**What the task asks**.
Reading down the listing below, count the lines where the word "screenshot" shows up, then give only that count.

**Saved entries**.
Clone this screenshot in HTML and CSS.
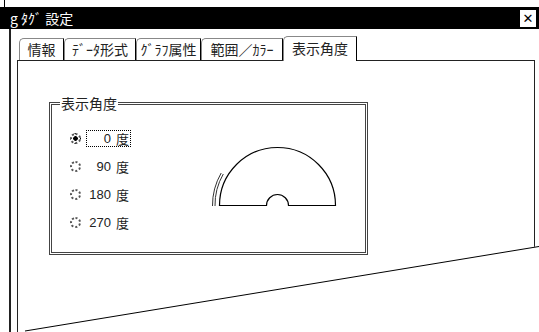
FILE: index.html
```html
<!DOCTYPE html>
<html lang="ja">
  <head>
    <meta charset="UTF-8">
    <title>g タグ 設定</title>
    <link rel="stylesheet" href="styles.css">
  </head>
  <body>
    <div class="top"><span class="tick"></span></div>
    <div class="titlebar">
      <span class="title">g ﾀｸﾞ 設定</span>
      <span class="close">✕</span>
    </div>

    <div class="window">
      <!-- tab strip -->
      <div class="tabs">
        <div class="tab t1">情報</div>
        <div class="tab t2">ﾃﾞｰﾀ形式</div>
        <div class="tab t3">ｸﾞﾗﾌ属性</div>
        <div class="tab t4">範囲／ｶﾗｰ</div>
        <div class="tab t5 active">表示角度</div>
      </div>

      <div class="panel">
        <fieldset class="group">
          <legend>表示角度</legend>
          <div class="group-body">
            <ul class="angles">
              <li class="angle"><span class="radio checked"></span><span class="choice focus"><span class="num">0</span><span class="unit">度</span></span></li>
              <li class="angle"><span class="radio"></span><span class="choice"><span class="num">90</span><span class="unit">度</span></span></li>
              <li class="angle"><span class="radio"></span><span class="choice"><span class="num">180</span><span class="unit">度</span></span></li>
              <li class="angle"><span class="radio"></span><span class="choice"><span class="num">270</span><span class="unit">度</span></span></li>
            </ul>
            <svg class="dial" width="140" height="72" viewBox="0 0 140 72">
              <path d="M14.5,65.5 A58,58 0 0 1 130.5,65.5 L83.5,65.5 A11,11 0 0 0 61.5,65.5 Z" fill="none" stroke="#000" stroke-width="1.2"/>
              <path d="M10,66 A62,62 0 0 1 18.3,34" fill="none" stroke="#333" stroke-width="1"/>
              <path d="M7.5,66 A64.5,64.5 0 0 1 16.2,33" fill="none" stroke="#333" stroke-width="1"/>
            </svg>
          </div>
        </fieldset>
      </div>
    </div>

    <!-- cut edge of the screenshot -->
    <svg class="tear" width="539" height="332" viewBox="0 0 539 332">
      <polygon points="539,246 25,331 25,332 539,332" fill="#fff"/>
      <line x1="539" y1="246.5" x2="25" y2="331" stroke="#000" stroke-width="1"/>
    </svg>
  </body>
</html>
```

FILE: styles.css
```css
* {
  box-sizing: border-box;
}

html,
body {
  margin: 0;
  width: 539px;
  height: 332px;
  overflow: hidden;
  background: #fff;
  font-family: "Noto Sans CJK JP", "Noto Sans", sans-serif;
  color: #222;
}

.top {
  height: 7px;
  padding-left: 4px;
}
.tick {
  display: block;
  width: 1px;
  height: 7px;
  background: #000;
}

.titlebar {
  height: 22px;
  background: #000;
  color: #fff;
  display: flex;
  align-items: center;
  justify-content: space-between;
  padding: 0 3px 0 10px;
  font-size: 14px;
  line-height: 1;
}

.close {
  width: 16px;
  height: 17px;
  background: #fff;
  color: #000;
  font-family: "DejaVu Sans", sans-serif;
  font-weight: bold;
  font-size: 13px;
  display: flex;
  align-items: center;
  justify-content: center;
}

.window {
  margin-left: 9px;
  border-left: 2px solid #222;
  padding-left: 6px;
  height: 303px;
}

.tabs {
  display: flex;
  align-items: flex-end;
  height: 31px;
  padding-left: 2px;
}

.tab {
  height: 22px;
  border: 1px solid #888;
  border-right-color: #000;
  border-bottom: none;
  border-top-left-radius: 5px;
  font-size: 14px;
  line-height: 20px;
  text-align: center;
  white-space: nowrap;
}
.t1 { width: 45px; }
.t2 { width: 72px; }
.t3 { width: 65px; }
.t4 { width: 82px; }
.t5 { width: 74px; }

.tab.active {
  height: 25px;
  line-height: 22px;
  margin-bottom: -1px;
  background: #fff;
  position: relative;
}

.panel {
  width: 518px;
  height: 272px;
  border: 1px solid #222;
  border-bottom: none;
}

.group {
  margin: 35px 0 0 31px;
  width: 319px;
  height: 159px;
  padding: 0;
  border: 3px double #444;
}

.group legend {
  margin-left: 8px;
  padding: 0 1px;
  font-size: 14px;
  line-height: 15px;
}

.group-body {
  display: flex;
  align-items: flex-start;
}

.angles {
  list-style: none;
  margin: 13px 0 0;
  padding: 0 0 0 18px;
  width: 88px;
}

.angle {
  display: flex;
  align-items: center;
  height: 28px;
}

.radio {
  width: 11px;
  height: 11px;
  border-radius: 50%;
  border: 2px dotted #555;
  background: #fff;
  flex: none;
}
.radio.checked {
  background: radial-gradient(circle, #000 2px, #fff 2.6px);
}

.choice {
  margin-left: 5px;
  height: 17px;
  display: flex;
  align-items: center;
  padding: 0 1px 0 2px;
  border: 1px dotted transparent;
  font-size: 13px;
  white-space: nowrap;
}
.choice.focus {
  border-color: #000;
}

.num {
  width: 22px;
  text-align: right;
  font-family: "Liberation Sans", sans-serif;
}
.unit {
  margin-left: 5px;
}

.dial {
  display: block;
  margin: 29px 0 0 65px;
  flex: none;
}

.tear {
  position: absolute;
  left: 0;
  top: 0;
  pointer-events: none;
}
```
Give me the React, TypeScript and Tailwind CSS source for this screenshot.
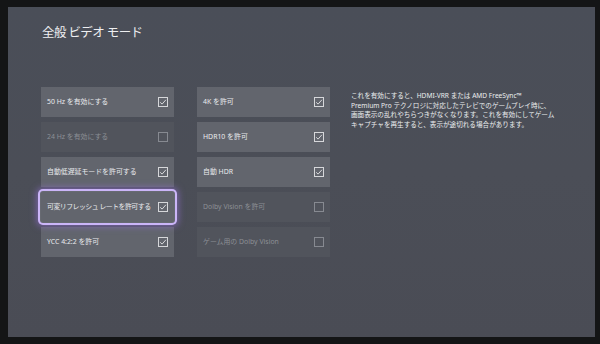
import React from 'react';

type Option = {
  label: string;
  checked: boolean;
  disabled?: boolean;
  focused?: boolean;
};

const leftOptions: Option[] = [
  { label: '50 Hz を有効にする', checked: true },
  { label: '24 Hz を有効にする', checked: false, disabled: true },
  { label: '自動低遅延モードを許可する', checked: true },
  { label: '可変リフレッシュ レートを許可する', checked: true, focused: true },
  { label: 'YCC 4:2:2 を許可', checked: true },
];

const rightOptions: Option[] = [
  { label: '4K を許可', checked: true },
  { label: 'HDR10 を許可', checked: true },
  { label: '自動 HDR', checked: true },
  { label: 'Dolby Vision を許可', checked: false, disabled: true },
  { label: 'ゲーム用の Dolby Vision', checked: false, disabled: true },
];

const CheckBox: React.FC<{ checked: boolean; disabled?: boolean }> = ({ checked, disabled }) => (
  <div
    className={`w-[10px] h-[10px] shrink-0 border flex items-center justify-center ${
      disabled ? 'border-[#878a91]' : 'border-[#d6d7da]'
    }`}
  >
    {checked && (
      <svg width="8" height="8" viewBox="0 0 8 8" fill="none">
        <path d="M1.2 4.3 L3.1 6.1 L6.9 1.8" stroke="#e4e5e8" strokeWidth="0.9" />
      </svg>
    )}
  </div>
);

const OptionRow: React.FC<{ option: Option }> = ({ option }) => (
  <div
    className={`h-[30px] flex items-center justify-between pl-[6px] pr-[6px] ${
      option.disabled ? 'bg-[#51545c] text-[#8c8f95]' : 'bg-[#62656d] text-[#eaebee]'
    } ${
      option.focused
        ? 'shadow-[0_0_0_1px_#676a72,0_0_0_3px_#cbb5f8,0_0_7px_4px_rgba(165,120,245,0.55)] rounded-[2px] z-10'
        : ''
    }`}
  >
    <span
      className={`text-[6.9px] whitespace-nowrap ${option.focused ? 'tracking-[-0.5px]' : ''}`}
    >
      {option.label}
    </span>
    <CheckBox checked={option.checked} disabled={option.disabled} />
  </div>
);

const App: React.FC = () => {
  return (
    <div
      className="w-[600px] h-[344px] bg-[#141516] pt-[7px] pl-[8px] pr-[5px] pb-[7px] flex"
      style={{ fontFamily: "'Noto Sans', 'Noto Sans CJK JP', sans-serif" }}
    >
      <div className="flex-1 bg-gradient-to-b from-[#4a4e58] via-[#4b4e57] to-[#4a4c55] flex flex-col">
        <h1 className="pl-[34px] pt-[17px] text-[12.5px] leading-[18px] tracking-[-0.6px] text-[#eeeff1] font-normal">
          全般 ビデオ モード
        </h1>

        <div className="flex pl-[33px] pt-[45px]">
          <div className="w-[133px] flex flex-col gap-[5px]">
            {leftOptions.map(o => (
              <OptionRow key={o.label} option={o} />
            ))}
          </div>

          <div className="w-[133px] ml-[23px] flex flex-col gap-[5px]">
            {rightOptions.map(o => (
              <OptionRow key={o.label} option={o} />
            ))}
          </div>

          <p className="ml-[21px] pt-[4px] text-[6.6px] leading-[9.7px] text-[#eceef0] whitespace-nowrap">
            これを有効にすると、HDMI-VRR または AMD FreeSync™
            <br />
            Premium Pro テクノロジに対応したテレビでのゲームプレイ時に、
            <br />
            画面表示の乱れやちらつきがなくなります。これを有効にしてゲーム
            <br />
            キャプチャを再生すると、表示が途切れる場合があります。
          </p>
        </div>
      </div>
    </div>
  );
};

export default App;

**Right answer**.
3